WRITTEN REQUEST >>
Determine which lines contain the word "index", then copy those lines.

DATASET EXCERPT >>
━━━━━━━━━━━━━━━━

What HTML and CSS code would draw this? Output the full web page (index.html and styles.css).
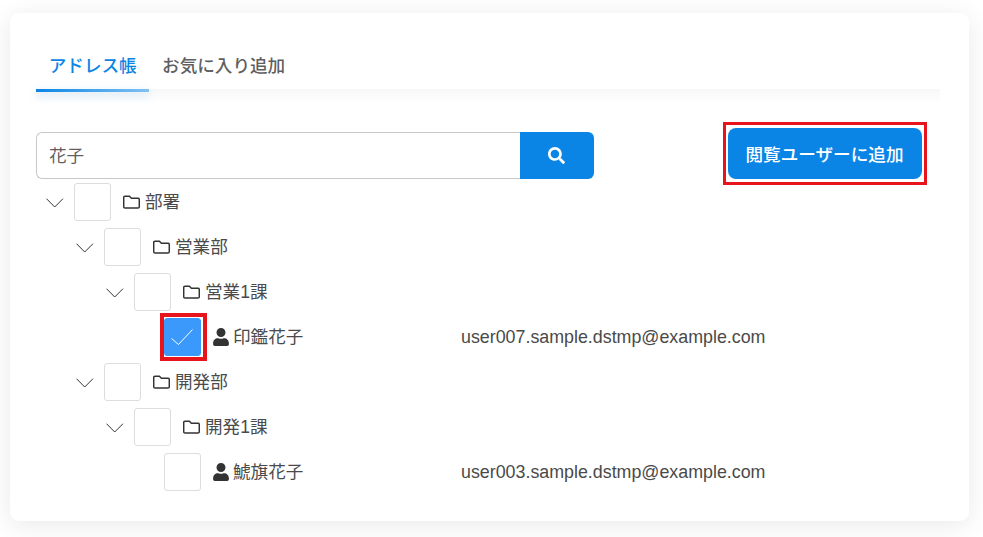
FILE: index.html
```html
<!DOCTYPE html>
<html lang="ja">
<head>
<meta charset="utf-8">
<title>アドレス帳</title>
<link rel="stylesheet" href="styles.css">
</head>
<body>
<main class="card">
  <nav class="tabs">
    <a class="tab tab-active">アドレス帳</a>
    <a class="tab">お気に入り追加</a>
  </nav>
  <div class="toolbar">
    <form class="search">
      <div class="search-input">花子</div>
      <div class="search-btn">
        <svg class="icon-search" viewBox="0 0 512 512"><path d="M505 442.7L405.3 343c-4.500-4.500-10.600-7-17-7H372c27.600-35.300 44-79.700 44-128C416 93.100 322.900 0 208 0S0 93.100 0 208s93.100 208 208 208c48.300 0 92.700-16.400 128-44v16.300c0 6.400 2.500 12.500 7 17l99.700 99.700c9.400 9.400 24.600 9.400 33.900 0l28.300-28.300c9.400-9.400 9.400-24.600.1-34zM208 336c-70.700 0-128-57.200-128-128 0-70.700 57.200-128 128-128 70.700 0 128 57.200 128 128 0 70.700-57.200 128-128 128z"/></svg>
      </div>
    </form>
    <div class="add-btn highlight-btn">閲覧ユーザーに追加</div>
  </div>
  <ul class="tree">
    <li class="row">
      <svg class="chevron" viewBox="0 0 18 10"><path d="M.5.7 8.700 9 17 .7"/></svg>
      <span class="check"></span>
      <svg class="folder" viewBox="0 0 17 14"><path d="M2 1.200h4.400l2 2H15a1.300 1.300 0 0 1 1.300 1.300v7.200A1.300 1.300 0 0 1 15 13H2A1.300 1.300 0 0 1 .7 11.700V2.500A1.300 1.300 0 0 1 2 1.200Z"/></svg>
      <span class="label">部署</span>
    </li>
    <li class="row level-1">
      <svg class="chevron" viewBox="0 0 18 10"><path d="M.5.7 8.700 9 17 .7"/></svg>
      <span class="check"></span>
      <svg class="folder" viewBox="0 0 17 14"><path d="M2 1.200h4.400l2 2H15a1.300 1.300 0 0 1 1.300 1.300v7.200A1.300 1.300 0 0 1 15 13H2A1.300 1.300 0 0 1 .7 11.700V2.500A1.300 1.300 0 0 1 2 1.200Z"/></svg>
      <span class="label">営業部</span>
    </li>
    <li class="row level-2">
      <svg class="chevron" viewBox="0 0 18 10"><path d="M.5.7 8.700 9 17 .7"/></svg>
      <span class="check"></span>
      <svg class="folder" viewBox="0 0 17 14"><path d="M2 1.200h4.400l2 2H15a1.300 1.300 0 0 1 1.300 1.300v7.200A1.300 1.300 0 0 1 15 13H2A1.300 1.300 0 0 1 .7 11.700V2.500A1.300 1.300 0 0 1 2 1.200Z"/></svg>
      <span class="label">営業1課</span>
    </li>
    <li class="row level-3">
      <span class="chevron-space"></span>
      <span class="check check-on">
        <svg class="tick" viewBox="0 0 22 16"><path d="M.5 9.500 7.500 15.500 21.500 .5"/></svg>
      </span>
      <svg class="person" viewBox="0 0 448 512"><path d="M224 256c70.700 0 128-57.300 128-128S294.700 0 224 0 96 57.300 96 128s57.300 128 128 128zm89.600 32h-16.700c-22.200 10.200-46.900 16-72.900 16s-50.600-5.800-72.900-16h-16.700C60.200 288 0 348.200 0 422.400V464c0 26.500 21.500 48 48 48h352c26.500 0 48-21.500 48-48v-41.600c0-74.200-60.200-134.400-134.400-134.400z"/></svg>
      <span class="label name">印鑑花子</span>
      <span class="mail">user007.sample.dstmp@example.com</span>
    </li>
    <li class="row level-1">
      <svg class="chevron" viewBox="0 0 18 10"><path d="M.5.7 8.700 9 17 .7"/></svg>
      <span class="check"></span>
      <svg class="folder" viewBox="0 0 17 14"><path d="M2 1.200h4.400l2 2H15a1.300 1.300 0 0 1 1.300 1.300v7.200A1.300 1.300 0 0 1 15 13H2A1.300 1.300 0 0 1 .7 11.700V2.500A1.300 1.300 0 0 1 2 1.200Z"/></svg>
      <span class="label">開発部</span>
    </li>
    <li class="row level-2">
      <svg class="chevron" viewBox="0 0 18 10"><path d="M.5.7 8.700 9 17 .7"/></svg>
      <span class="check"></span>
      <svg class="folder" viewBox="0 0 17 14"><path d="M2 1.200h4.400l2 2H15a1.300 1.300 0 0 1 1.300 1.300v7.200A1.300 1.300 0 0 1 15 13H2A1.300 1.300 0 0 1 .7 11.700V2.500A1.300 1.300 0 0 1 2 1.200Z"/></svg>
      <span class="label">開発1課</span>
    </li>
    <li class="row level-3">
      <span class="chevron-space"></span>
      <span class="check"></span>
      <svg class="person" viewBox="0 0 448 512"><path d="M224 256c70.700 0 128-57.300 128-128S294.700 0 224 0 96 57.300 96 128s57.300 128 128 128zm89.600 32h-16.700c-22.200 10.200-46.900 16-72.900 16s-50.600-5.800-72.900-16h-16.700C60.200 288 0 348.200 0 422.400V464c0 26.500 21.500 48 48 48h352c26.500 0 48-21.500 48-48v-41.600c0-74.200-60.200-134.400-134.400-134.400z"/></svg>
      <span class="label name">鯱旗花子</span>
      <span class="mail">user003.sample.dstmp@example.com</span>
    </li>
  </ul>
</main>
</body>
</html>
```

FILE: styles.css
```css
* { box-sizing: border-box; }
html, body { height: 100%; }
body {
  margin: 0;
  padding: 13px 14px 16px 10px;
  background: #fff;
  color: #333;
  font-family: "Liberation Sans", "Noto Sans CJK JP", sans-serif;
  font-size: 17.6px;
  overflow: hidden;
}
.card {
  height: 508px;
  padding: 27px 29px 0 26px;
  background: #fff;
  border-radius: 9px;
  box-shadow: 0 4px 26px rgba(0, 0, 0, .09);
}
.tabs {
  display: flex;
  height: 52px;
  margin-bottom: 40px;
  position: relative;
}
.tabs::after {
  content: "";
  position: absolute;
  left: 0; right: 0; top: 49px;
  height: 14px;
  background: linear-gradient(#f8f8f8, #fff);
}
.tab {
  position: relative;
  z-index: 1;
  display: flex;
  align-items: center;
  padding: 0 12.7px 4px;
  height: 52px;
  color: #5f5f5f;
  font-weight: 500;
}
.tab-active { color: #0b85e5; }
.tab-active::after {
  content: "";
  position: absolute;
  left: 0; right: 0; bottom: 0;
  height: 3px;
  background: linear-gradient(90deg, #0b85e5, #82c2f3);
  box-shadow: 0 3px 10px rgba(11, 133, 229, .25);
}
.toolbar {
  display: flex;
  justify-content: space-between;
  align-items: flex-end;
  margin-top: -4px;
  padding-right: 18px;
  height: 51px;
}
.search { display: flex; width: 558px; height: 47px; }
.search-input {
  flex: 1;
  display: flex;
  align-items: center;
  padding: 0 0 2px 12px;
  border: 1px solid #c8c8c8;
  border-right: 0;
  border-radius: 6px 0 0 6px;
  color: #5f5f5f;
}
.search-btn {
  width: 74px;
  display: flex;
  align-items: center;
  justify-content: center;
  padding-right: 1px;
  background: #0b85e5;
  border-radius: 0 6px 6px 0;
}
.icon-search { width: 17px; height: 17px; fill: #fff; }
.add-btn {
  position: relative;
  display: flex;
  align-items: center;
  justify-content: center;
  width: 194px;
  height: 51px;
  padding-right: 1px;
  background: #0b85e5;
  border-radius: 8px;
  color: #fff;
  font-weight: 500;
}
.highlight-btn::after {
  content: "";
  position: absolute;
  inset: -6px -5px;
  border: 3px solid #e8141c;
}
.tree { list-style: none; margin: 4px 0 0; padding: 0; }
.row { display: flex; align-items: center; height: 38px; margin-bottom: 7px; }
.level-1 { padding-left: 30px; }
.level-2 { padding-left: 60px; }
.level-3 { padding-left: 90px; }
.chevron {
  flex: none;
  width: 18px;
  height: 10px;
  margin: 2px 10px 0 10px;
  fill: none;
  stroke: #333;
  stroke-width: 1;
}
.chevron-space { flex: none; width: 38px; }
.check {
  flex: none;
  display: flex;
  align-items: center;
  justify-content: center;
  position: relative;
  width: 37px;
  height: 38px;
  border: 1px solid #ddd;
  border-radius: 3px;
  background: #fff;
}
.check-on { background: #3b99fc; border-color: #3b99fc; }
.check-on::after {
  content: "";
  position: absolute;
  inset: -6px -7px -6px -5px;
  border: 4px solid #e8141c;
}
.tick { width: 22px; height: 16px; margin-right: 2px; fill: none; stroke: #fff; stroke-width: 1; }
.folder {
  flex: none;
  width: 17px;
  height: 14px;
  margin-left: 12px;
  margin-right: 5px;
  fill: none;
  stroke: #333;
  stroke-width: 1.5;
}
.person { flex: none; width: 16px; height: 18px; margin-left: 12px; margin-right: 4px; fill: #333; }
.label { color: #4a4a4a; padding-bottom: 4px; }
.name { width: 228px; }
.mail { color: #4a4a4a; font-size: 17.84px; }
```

━━━━━━━━━━━━━━━━

FINAL RESULT >>
What HTML and CSS code would draw this? Output the full web page (index.html and styles.css).
FILE: index.html
  z-index: 1;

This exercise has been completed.